__Exercise details__: Below is some material; set it all down exactly, apart from the pictures.

__Data segment__:
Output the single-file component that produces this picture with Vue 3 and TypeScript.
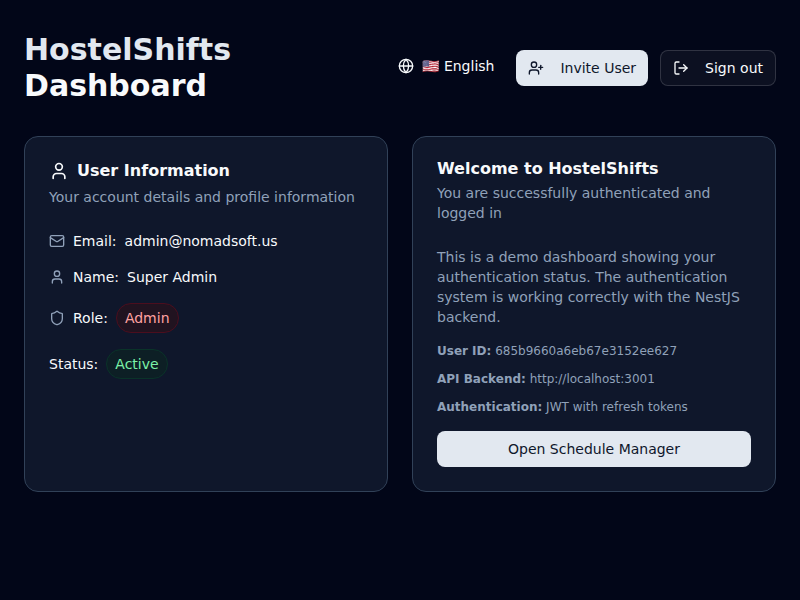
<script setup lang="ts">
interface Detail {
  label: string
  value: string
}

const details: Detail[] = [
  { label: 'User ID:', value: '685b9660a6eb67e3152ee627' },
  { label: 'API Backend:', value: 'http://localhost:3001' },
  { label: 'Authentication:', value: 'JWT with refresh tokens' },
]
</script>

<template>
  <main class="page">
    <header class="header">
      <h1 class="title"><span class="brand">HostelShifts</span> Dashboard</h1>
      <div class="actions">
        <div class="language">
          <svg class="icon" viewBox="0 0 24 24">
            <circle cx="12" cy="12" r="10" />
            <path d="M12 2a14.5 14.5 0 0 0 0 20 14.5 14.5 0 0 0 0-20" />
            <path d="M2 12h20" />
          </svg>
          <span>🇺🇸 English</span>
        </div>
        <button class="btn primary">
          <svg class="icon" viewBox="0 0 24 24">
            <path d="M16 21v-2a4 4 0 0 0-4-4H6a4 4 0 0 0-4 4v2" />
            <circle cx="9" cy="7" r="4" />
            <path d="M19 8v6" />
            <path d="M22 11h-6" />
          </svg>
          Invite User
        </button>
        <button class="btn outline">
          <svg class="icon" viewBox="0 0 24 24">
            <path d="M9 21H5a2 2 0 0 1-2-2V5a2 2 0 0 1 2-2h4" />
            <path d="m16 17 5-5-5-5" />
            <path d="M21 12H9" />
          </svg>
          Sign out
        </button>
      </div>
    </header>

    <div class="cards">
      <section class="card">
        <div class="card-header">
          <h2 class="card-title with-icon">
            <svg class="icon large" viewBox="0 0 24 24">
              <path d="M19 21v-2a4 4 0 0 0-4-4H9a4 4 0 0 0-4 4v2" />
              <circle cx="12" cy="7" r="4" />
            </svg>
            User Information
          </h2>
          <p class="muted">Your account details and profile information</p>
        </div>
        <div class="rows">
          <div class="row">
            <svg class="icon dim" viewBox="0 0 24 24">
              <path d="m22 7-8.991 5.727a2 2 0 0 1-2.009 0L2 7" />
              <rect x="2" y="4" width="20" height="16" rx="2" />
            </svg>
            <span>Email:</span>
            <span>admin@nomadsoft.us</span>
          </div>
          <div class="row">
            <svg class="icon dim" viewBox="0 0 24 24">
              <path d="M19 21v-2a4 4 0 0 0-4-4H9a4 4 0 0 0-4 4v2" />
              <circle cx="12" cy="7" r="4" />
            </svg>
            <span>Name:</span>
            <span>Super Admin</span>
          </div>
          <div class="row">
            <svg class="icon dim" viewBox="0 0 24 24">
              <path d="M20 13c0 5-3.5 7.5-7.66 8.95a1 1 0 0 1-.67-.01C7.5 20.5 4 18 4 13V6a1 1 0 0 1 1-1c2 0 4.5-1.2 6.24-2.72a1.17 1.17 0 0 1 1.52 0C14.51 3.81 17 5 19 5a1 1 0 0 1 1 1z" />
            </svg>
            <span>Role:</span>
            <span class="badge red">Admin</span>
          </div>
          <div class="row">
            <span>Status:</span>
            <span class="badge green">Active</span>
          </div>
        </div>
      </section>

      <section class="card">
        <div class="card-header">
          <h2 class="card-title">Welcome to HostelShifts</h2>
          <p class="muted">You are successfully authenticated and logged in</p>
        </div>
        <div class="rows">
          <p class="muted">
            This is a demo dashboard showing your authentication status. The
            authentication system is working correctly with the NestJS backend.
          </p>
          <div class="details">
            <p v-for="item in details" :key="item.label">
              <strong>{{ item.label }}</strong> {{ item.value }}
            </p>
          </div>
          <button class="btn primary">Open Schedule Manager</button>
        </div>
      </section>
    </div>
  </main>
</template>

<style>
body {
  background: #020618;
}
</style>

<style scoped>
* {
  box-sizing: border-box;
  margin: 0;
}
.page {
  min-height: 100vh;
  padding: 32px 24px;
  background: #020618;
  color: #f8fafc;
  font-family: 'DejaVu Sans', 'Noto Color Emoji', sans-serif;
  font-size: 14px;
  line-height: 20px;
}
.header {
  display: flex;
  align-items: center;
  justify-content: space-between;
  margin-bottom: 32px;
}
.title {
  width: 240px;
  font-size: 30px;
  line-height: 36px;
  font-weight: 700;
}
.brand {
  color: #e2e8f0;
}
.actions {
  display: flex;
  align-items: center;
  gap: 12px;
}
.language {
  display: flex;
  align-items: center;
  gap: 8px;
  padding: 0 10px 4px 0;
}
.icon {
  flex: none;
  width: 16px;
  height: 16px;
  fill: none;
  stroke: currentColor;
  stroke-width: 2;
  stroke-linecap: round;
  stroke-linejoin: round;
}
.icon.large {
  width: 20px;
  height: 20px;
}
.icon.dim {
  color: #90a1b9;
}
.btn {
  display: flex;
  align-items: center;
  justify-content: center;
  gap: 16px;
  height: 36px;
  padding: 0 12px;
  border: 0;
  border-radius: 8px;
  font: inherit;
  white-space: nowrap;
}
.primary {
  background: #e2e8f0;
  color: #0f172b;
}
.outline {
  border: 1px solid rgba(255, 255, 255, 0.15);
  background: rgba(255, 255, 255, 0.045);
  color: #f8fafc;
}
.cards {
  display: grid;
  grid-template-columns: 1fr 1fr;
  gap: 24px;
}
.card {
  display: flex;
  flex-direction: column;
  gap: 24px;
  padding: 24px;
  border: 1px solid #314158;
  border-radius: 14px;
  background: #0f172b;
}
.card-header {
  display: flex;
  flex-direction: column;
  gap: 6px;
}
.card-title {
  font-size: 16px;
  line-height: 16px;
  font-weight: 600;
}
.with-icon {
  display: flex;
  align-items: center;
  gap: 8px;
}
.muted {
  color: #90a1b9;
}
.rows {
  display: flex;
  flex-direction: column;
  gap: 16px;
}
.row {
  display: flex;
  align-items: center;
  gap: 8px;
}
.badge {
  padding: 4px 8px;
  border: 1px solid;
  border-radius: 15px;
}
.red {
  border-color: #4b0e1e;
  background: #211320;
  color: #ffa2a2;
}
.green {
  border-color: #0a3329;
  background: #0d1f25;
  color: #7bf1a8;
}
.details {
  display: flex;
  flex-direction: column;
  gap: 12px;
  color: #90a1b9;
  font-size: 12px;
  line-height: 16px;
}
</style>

__Reply to the task__:
Output the single-file component that produces this picture with Vue 3 and TypeScript.
<script setup lang="ts">
interface Detail {
  label: string
  value: string
}

const details: Detail[] = [
  { label: 'User ID:', value: '685b9660a6eb67e3152ee627' },
  { label: 'API Backend:', value: 'http://localhost:3001' },
  { label: 'Authentication:', value: 'JWT with refresh tokens' },
]
</script>

<template>
  <main class="page">
    <header class="header">
      <h1 class="title"><span class="brand">HostelShifts</span> Dashboard</h1>
      <div class="actions">
        <div class="language">
          <svg class="icon" viewBox="0 0 24 24">
            <circle cx="12" cy="12" r="10" />
            <path d="M12 2a14.5 14.5 0 0 0 0 20 14.5 14.5 0 0 0 0-20" />
            <path d="M2 12h20" />
          </svg>
          <span>🇺🇸 English</span>
        </div>
        <button class="btn primary">
          <svg class="icon" viewBox="0 0 24 24">
            <path d="M16 21v-2a4 4 0 0 0-4-4H6a4 4 0 0 0-4 4v2" />
            <circle cx="9" cy="7" r="4" />
            <path d="M19 8v6" />
            <path d="M22 11h-6" />
          </svg>
          Invite User
        </button>
        <button class="btn outline">
          <svg class="icon" viewBox="0 0 24 24">
            <path d="M9 21H5a2 2 0 0 1-2-2V5a2 2 0 0 1 2-2h4" />
            <path d="m16 17 5-5-5-5" />
            <path d="M21 12H9" />
          </svg>
          Sign out
        </button>
      </div>
    </header>

    <div class="cards">
      <section class="card">
        <div class="card-header">
          <h2 class="card-title with-icon">
            <svg class="icon large" viewBox="0 0 24 24">
              <path d="M19 21v-2a4 4 0 0 0-4-4H9a4 4 0 0 0-4 4v2" />
              <circle cx="12" cy="7" r="4" />
            </svg>
            User Information
          </h2>
          <p class="muted">Your account details and profile information</p>
        </div>
        <div class="rows">
          <div class="row">
            <svg class="icon dim" viewBox="0 0 24 24">
              <path d="m22 7-8.991 5.727a2 2 0 0 1-2.009 0L2 7" />
              <rect x="2" y="4" width="20" height="16" rx="2" />
            </svg>
            <span>Email:</span>
            <span>admin@nomadsoft.us</span>
          </div>
          <div class="row">
            <svg class="icon dim" viewBox="0 0 24 24">
              <path d="M19 21v-2a4 4 0 0 0-4-4H9a4 4 0 0 0-4 4v2" />
              <circle cx="12" cy="7" r="4" />
            </svg>
            <span>Name:</span>
            <span>Super Admin</span>
          </div>
          <div class="row">
            <svg class="icon dim" viewBox="0 0 24 24">
              <path d="M20 13c0 5-3.5 7.5-7.66 8.95a1 1 0 0 1-.67-.01C7.5 20.5 4 18 4 13V6a1 1 0 0 1 1-1c2 0 4.5-1.2 6.24-2.72a1.17 1.17 0 0 1 1.52 0C14.51 3.81 17 5 19 5a1 1 0 0 1 1 1z" />
            </svg>
            <span>Role:</span>
            <span class="badge red">Admin</span>
          </div>
          <div class="row">
            <span>Status:</span>
            <span class="badge green">Active</span>
          </div>
        </div>
      </section>

      <section class="card">
        <div class="card-header">
          <h2 class="card-title">Welcome to HostelShifts</h2>
          <p class="muted">You are successfully authenticated and logged in</p>
        </div>
        <div class="rows">
          <p class="muted">
            This is a demo dashboard showing your authentication status. The
            authentication system is working correctly with the NestJS backend.
          </p>
          <div class="details">
            <p v-for="item in details" :key="item.label">
              <strong>{{ item.label }}</strong> {{ item.value }}
            </p>
          </div>
          <button class="btn primary">Open Schedule Manager</button>
        </div>
      </section>
    </div>
  </main>
</template>

<style>
body {
  background: #020618;
}
</style>

<style scoped>
* {
  box-sizing: border-box;
  margin: 0;
}
.page {
  min-height: 100vh;
  padding: 32px 24px;
  background: #020618;
  color: #f8fafc;
  font-family: 'DejaVu Sans', 'Noto Color Emoji', sans-serif;
  font-size: 14px;
  line-height: 20px;
}
.header {
  display: flex;
  align-items: center;
  justify-content: space-between;
  margin-bottom: 32px;
}
.title {
  width: 240px;
  font-size: 30px;
  line-height: 36px;
  font-weight: 700;
}
.brand {
  color: #e2e8f0;
}
.actions {
  display: flex;
  align-items: center;
  gap: 12px;
}
.language {
  display: flex;
  align-items: center;
  gap: 8px;
  padding: 0 10px 4px 0;
}
.icon {
  flex: none;
  width: 16px;
  height: 16px;
  fill: none;
  stroke: currentColor;
  stroke-width: 2;
  stroke-linecap: round;
  stroke-linejoin: round;
}
.icon.large {
  width: 20px;
  height: 20px;
}
.icon.dim {
  color: #90a1b9;
}
.btn {
  display: flex;
  align-items: center;
  justify-content: center;
  gap: 16px;
  height: 36px;
  padding: 0 12px;
  border: 0;
  border-radius: 8px;
  font: inherit;
  white-space: nowrap;
}
.primary {
  background: #e2e8f0;
  color: #0f172b;
}
.outline {
  border: 1px solid rgba(255, 255, 255, 0.15);
  background: rgba(255, 255, 255, 0.045);
  color: #f8fafc;
}
.cards {
  display: grid;
  grid-template-columns: 1fr 1fr;
  gap: 24px;
}
.card {
  display: flex;
  flex-direction: column;
  gap: 24px;
  padding: 24px;
  border: 1px solid #314158;
  border-radius: 14px;
  background: #0f172b;
}
.card-header {
  display: flex;
  flex-direction: column;
  gap: 6px;
}
.card-title {
  font-size: 16px;
  line-height: 16px;
  font-weight: 600;
}
.with-icon {
  display: flex;
  align-items: center;
  gap: 8px;
}
.muted {
  color: #90a1b9;
}
.rows {
  display: flex;
  flex-direction: column;
  gap: 16px;
}
.row {
  display: flex;
  align-items: center;
  gap: 8px;
}
.badge {
  padding: 4px 8px;
  border: 1px solid;
  border-radius: 15px;
}
.red {
  border-color: #4b0e1e;
  background: #211320;
  color: #ffa2a2;
}
.green {
  border-color: #0a3329;
  background: #0d1f25;
  color: #7bf1a8;
}
.details {
  display: flex;
  flex-direction: column;
  gap: 12px;
  color: #90a1b9;
  font-size: 12px;
  line-height: 16px;
}
</style>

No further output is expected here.